Marlborough-Godolphin Corresp. 932.
Godolphin needed to demonstrate his support for the Whigs in order to ensure the successful management of the next parliamentary session. According to Gilbert Burnet, of Salisbury, Dawes was ‘looked on as an aspiring man, who would set himself at the head of the Tory party; so this nomination gave a great disgust’ to the Whigs.
is there any hope of your coming among us? ... we are all here very much pleased with it, but I must confess I shall still be doubtful till we hear of it in the prints that you have kissed the queen’s hand for the bishopric ... will you give me leave to ask you in good earnest whether the bishopric of Chester has been offered you or no ... [and], if it has why you have not accepted it. It is not so mean a bishopric as perhaps you may have represented to you.... it may be valued at £900 per annum without the living of Wigan and if so I take it to be as good as Lincoln.

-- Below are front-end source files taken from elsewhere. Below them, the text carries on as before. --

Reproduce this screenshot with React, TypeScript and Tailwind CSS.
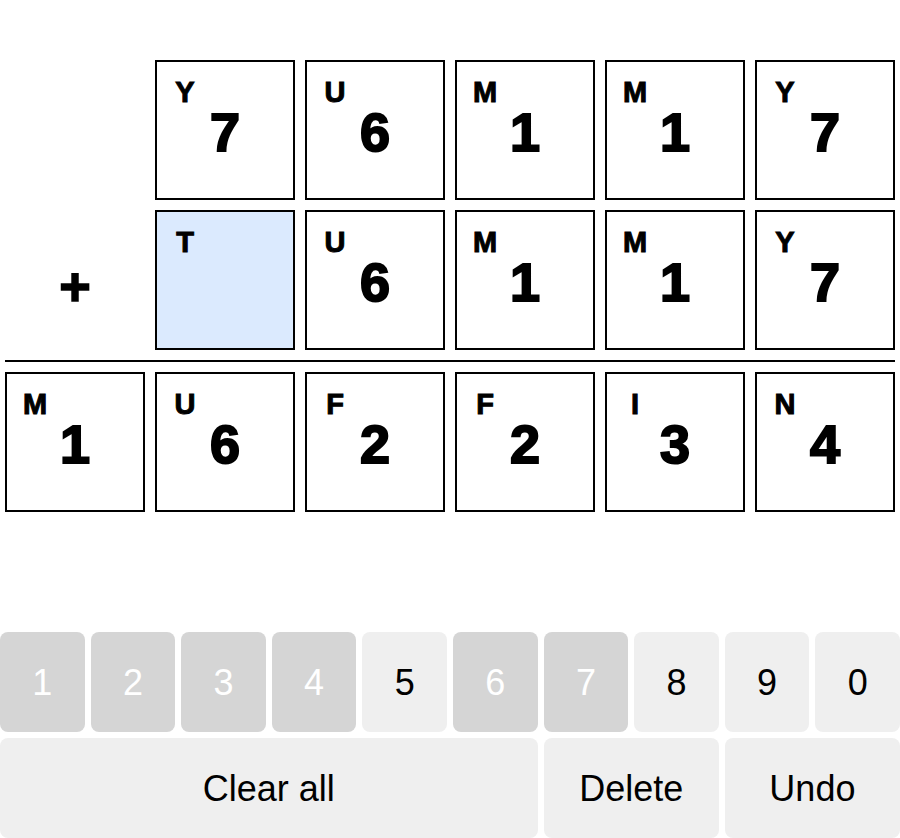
import React from 'react';

type Cell = { letter: string; digit: string; active?: boolean };

const ROW_A: Cell[] = [
  { letter: 'Y', digit: '7' },
  { letter: 'U', digit: '6' },
  { letter: 'M', digit: '1' },
  { letter: 'M', digit: '1' },
  { letter: 'Y', digit: '7' },
];

const ROW_B: Cell[] = [
  { letter: 'T', digit: '', active: true },
  { letter: 'U', digit: '6' },
  { letter: 'M', digit: '1' },
  { letter: 'M', digit: '1' },
  { letter: 'Y', digit: '7' },
];

const ROW_SUM: Cell[] = [
  { letter: 'M', digit: '1' },
  { letter: 'U', digit: '6' },
  { letter: 'F', digit: '2' },
  { letter: 'F', digit: '2' },
  { letter: 'I', digit: '3' },
  { letter: 'N', digit: '4' },
];

const KEYS = [
  { k: '1', used: true },
  { k: '2', used: true },
  { k: '3', used: true },
  { k: '4', used: true },
  { k: '5', used: false },
  { k: '6', used: true },
  { k: '7', used: true },
  { k: '8', used: false },
  { k: '9', used: false },
  { k: '0', used: false },
];

// heavier glyphs than Arial Bold gives on its own
const Box: React.FC<{ cell: Cell }> = ({ cell }) => (
  <div
    className={`relative w-[140px] h-[140px] border-2 border-black flex items-center justify-center pt-1 ${
      cell.active ? 'bg-blue-100' : 'bg-white'
    }`}
  >
    <span className="absolute top-[16px] left-[8px] w-[40px] text-center text-[29px] font-bold leading-none [-webkit-text-stroke:1px_black]">
      {cell.letter}
    </span>
    <span className="text-[54px] font-bold leading-none [-webkit-text-stroke:2px_black]">{cell.digit}</span>
  </div>
);

const App: React.FC = () => {
  return (
    <div className="h-screen w-[900px] flex flex-col bg-white text-black font-['Liberation_Sans',Arial,sans-serif]">
      <div className="px-[5px] pt-[60px] flex flex-col gap-[10px]">
        <div className="flex gap-[10px]">
          <div className="w-[140px] h-[140px]" />
          {ROW_A.map((c, i) => (
            <Box key={i} cell={c} />
          ))}
        </div>
        <div className="flex gap-[10px]">
          <div className="w-[140px] h-[140px] flex items-center justify-center pt-[12px] text-[54px] font-bold leading-none [-webkit-text-stroke:1.5px_black]">
            +
          </div>
          {ROW_B.map((c, i) => (
            <Box key={i} cell={c} />
          ))}
        </div>
        <div className="h-[2px] bg-black" />
        <div className="flex gap-[10px]">
          {ROW_SUM.map((c, i) => (
            <Box key={i} cell={c} />
          ))}
        </div>
      </div>

      <div className="mt-auto grid grid-cols-10 gap-[6px]">
        {KEYS.map(({ k, used }) => (
          <button
            key={k}
            className={`h-[100px] rounded-lg text-4xl pt-0.5 ${
              used ? 'bg-[#d5d5d5] text-white' : 'bg-[#efefef] text-black'
            }`}
          >
            {k}
          </button>
        ))}
        <button className="col-span-6 h-[100px] rounded-lg bg-[#efefef] text-4xl text-black pt-0.5">Clear all</button>
        <button className="col-span-2 h-[100px] rounded-lg bg-[#efefef] text-4xl text-black pt-0.5">Delete</button>
        <button className="col-span-2 h-[100px] rounded-lg bg-[#efefef] text-4xl text-black pt-0.5">Undo</button>
      </div>
    </div>
  );
};

export default App;
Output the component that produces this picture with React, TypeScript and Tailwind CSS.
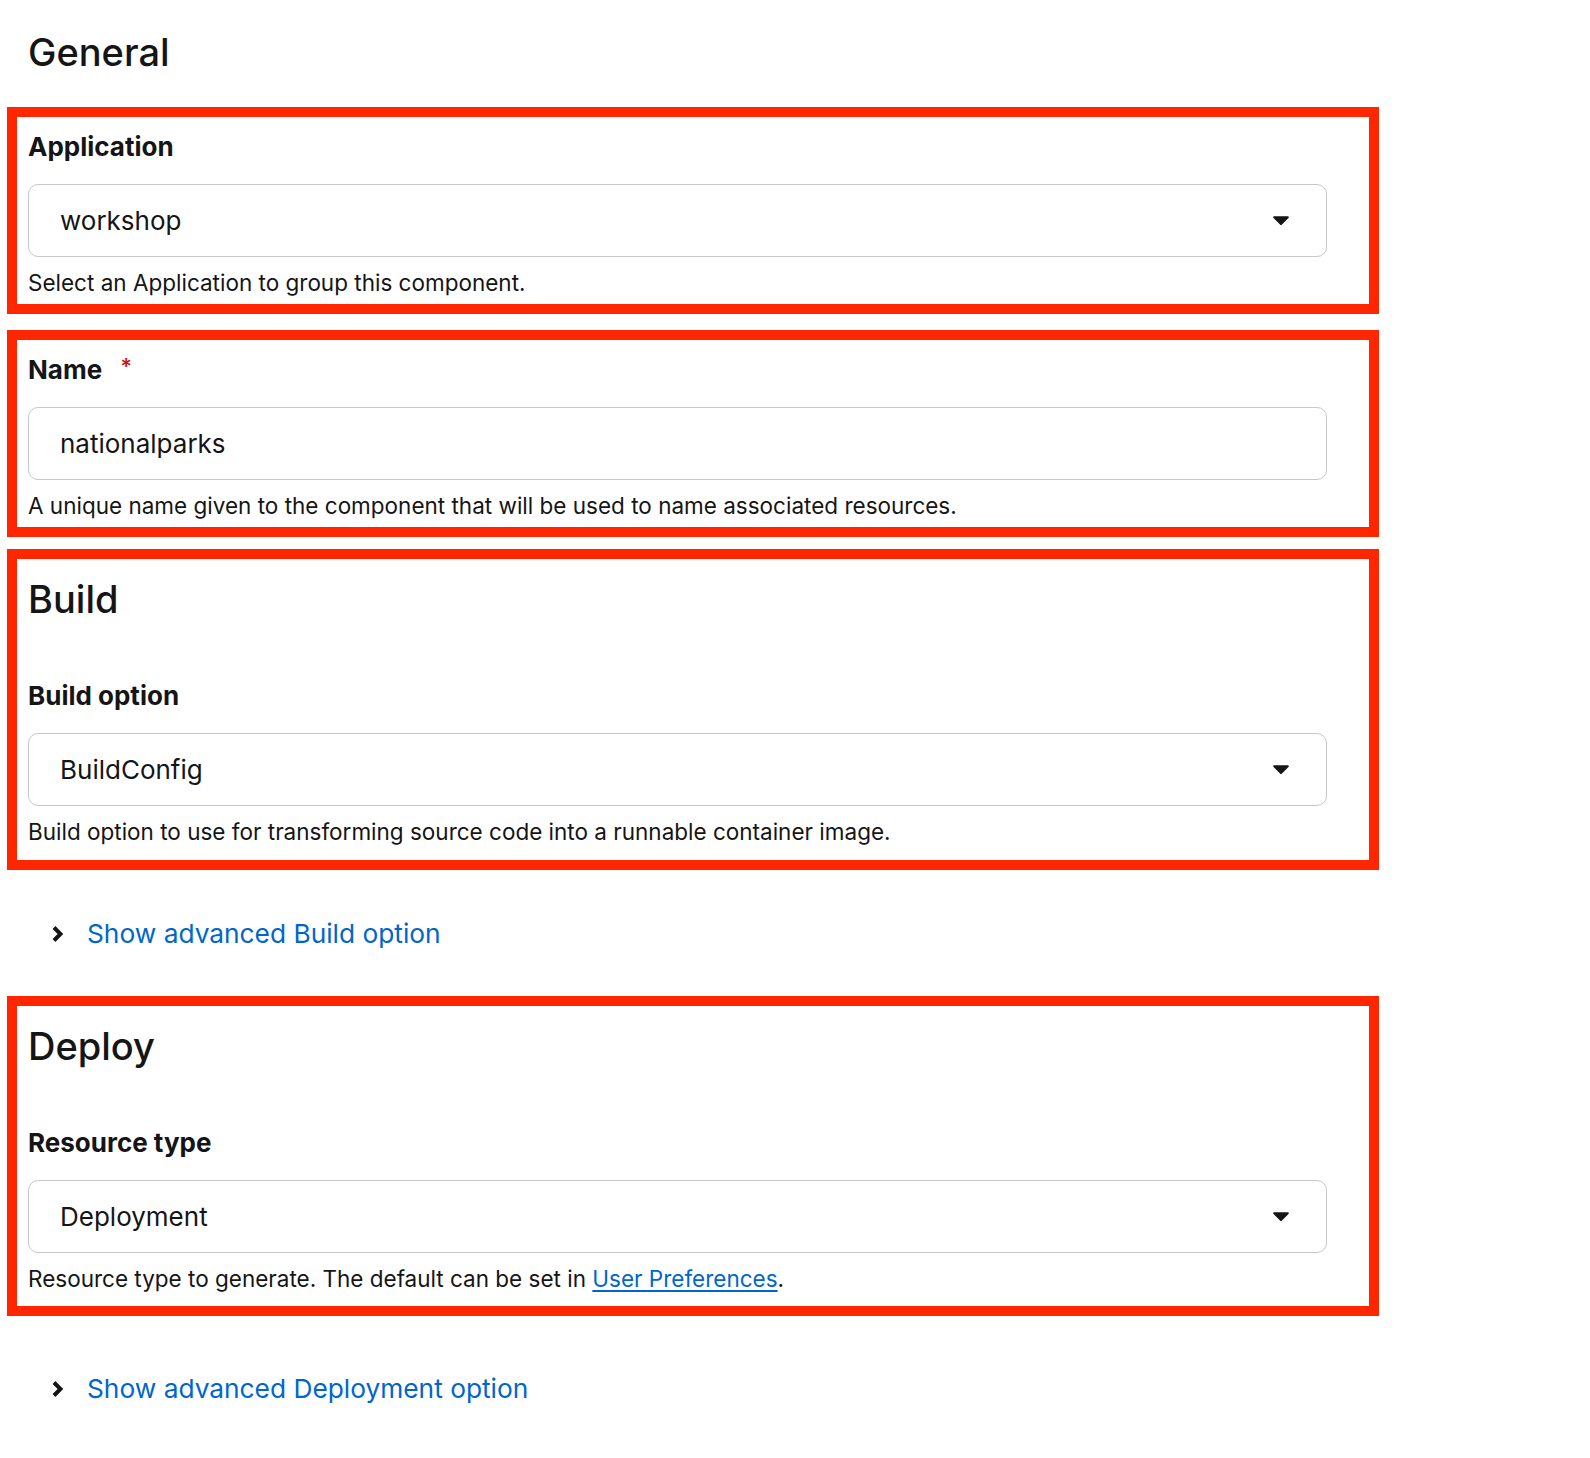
import type { ReactNode } from 'react';

const FONT = 'font-["Inter","Liberation_Sans",sans-serif]';

function Caret() {
  return (
    <svg viewBox="10 188 300 172" className="h-[9px] w-[16px]" fill="#151515">
      <path d="M31.3 192h257.3c17.8 0 26.7 21.5 14.1 34.1L174.1 354.8c-7.8 7.8-20.5 7.8-28.3 0L17.2 226.1C4.6 213.5 13.5 192 31.3 192z" />
    </svg>
  );
}

function Chevron() {
  return (
    <svg viewBox="0 0 11 16" className="h-[16px] w-[11px]" fill="none" stroke="#151515" strokeWidth="4">
      <polyline points="2,1.5 8.5,8 2,14.5" />
    </svg>
  );
}

function Label({ children, required }: { children: ReactNode; required?: boolean }) {
  return (
    <div className="flex items-start text-[26px] leading-[35px] font-bold">
      <span>{children}</span>
      {required && <span className="ml-[18px] text-[22px] leading-[28px] font-semibold text-[#c9190b]">*</span>}
    </div>
  );
}

function Field({ value, select }: { value: string; select?: boolean }) {
  return (
    <div className="mt-5 flex h-[73px] w-[1299px] items-center justify-between rounded-[10px] border-[1.5px] border-[#c7c7c7] pl-[31px] pr-[37px] text-[26px]">
      <span>{value}</span>
      {select && <Caret />}
    </div>
  );
}

function Help({ children }: { children: ReactNode }) {
  return <p className="mt-[10px] text-[22.5px] leading-[32px]">{children}</p>;
}

function Box({ children, className = '' }: { children: ReactNode; className?: string }) {
  return <div className={`border-[10px] border-[#ff2600] px-[11px] ${className}`}>{children}</div>;
}

function Expander({ label, className }: { label: string; className: string }) {
  return (
    <div className={`${className} flex items-center pl-[45px] text-[26.3px] leading-[36px]`}>
      <Chevron />
      <span className="ml-[24px] text-[#0066cc]">{label}</span>
    </div>
  );
}

export default function App() {
  return (
    <div className={`min-h-screen bg-white text-[#151515] ${FONT}`}>
      <div className="w-[1379px] pl-[7px] pt-[29px] pb-[50px]">
        <h2 className="pl-[21px] text-[38px] leading-[46px] font-medium">General</h2>

        <Box className="mt-[32px] pt-[12px] pb-[5px]">
          <Label>Application</Label>
          <Field value="workshop" select />
          <Help>Select an Application to group this component.</Help>
        </Box>

        <Box className="mt-4 pt-[12px] pb-[5px]">
          <Label required>Name</Label>
          <Field value="nationalparks" />
          <Help>A unique name given to the component that will be used to name associated resources.</Help>
        </Box>

        <Box className="mt-3 pt-[17px] pb-[12px]">
          <h2 className="text-[38px] leading-[46px] font-medium">Build</h2>
          <div className="mt-[56px]">
            <Label>Build option</Label>
          </div>
          <Field value="BuildConfig" select />
          <Help>Build option to use for transforming source code into a runnable container image.</Help>
        </Box>

        <Expander className="mt-[46px]" label="Show advanced Build option" />

        <Box className="mt-[44px] pt-[17px] pb-[11px]">
          <h2 className="text-[38px] leading-[46px] font-medium">Deploy</h2>
          <div className="mt-[56px]">
            <Label>Resource type</Label>
          </div>
          <Field value="Deployment" select />
          <Help>
            Resource type to generate. The default can be set in{' '}
            <a href="#" className="text-[#0066cc] underline underline-offset-[3px]">
              User Preferences
            </a>
            .
          </Help>
        </Box>

        <Expander className="mt-[55px]" label="Show advanced Deployment option" />
      </div>
    </div>
  );
}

On 1 Aug. 1707 Dawes sent a tactful reply, hoping that Sharp would consecrate him but doubting that his nomination would be imminent; ‘on the contrary, I have reason to believe, that none will be made, until the queen’s coming to town in winter; and about that time, I hope your grace will be in town likewise.’
Exeter and Chester will go to Dr Blackall and Sir William [Dawes], and Norwich to Dr Trimnell. ’Tis certain the two first have been in the Closet; and, considering how long that was made a secret, somebody may have been there for Norwich too, for ought we can tell. ... His grace (I find) is in no pain about it. There are those who are sanguine enough to hope well of the other two, especially Chester; but how is it possible for the Court (if they were so disposed) to retire, after the steps the[y], are certainly known to have taken.
Wake mss 17, f. 174.
John Somers, Baron Somers, wrote to Archbishop Tenison on 3 June to complain that ‘when I have remonstrated pretty strongly upon occasion of the talk of supplying late vacancies, to have been told that the Archbishop is principally in fault who does not speak plainly and fully to the Queen, when the Archbishop of York never suffers her to rest.’

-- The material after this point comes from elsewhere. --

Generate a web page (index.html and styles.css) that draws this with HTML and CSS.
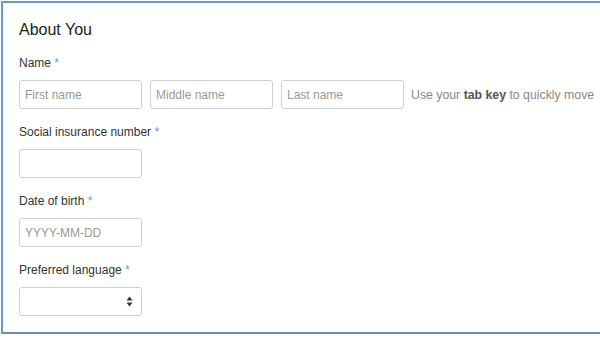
FILE: index.html
```html
<!DOCTYPE html>
<html lang="en">
<head>
  <meta charset="UTF-8">
  <title>About You</title>
  <link rel="stylesheet" href="styles.css">
</head>
<body>

<div class="panel">
  <h2>About You</h2>

  <div class="field">
    <label>Name <span class="req">*</span></label>
    <div class="row">
      <input type="text" placeholder="First name">
      <input type="text" placeholder="Middle name">
      <input type="text" placeholder="Last name">
      <span class="hint">Use your <b>tab key</b> to quickly move</span>
    </div>
  </div>

  <div class="field">
    <label>Social insurance number <span class="req">*</span></label>
    <input type="text">
  </div>

  <div class="field">
    <label>Date of birth <span class="req">*</span></label>
    <input type="text" placeholder="YYYY-MM-DD">
  </div>

  <div class="field">
    <label>Preferred language <span class="req">*</span></label>
    <div class="select-wrap">
      <select>
        <option></option>
        <option>English</option>
        <option>Français</option>
      </select>
      <svg class="arrows" width="7" height="11" viewBox="0 0 7 11">
        <path d="M3.5 0.5 L6.5 4.5 L0.5 4.5 Z" fill="#333"/>
        <path d="M3.5 10.5 L6.5 6.5 L0.5 6.5 Z" fill="#333"/>
      </svg>
    </div>
  </div>
</div>

</body>
</html>
```

FILE: styles.css
```css
* {
  margin: 0;
  padding: 0;
  box-sizing: border-box;
}

body {
  font-family: "Liberation Sans", Arial, sans-serif;
  background: #fff;
  overflow: hidden;
  width: 600px;
  height: 341px;
}

.panel {
  margin: 1px 0 0 1px;
  width: 640px;
  border: 2px solid #5d9fcf;
  border-bottom-color: #6a8fa9;
  padding: 16px 16px 16px 16px;
}

h2 {
  font-size: 16px;
  font-weight: 400;
  color: #222;
  line-height: 21px;
  margin-bottom: 15px;
}

.field {
  margin-bottom: 15px;
}

.field:last-child {
  margin-bottom: 0;
}

label {
  display: block;
  font-size: 12px;
  line-height: 16px;
  color: #333;
  margin-bottom: 9px;
}

.req {
  color: #5d9fcf;
}

.row {
  display: flex;
  align-items: center;
  gap: 8px;
  white-space: nowrap;
}

input,
select {
  width: 123px;
  height: 29px;
  border: 1px solid #cfcfcf;
  border-radius: 3px;
  padding: 0 5px;
  font-family: inherit;
  font-size: 12px;
  color: #333;
  background: #fff;
  outline: none;
  flex-shrink: 0;
}

input::placeholder {
  color: #999;
}

.hint {
  font-size: 12.3px;
  color: #888;
  margin-left: -1px;
}

.hint b {
  color: #555;
}

.select-wrap {
  position: relative;
  width: 123px;
}

select {
  appearance: none;
  -webkit-appearance: none;
  display: block;
}

.arrows {
  position: absolute;
  right: 9px;
  top: 9px;
  pointer-events: none;
}
```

When the first Parliament of Great Britain assembled on 23 Oct. 1707 the appointments of Dawes and Blackall had still not been announced officially. Gibson reflected that the present situation could not continue as long as the court, which was ‘thought to be much devoted to the side that thinks itself extremely disobliged by these two promotions’ gave secular offices to the Whigs but ecclesiastical appointments to the Tories like Dawes.
Bishop of Chester
Dawes took his seat in the House of Lords on 2 Mar. 1708. He attended only eight sittings before the prorogation on 1 Apr. 1708 (30 per cent). Following the dissolution of Parliament in spring 1708, Dawes was unsurprisingly recorded as a Tory in a printed list of the first Parliament of Great Britain. He arrived back in his episcopal palace on 22 May, attended services in Chester cathedral, entertained the mayor and aldermen at the bishop’s palace and spent the summer of 1708 meeting local worthies and performing numerous confirmations. On 16 Aug. he conversed with the nonjuror Peter Legh‡ on ‘the subject of complying with the government and abjuration’, with discussions continuing over the following days. At one of his convivial dinners he was ‘provoked’ into admitting that he thought the Pretender ‘an imposture’. On 12 Aug. he dined with a group of clergy and gentry, including Cecil Booth (Warrington’s uncle), with whom he held an animated conversation about nonconformity. Dawes maintained that ‘he never knew any Dissenter that differed from [him], upon a principle, but upon humour, pride, prejudice or the like’, satisfying the Tories among the assembled company with his defence of the Church of England.
Dawes set out from Cheshire again about 22 Sept. 1708.
During the recess, Dawes went into his diocese, arriving back in Chester on 7 May 1709. On 24 May he delivered his visitation charge, in which, it was reported, he directed his clergy to ‘preserve their people from atheism, socianism, [and] to beware of the popish and Protestant dissenters’, distinguished between ‘toleration and establishment’, and said ‘the schism is schism still’. He then commenced upon his primary visitation. Having proceeded into Lonsdale hundred he took the opportunity of waiting upon Bishop Nicolson at Rose Castle on 12 July.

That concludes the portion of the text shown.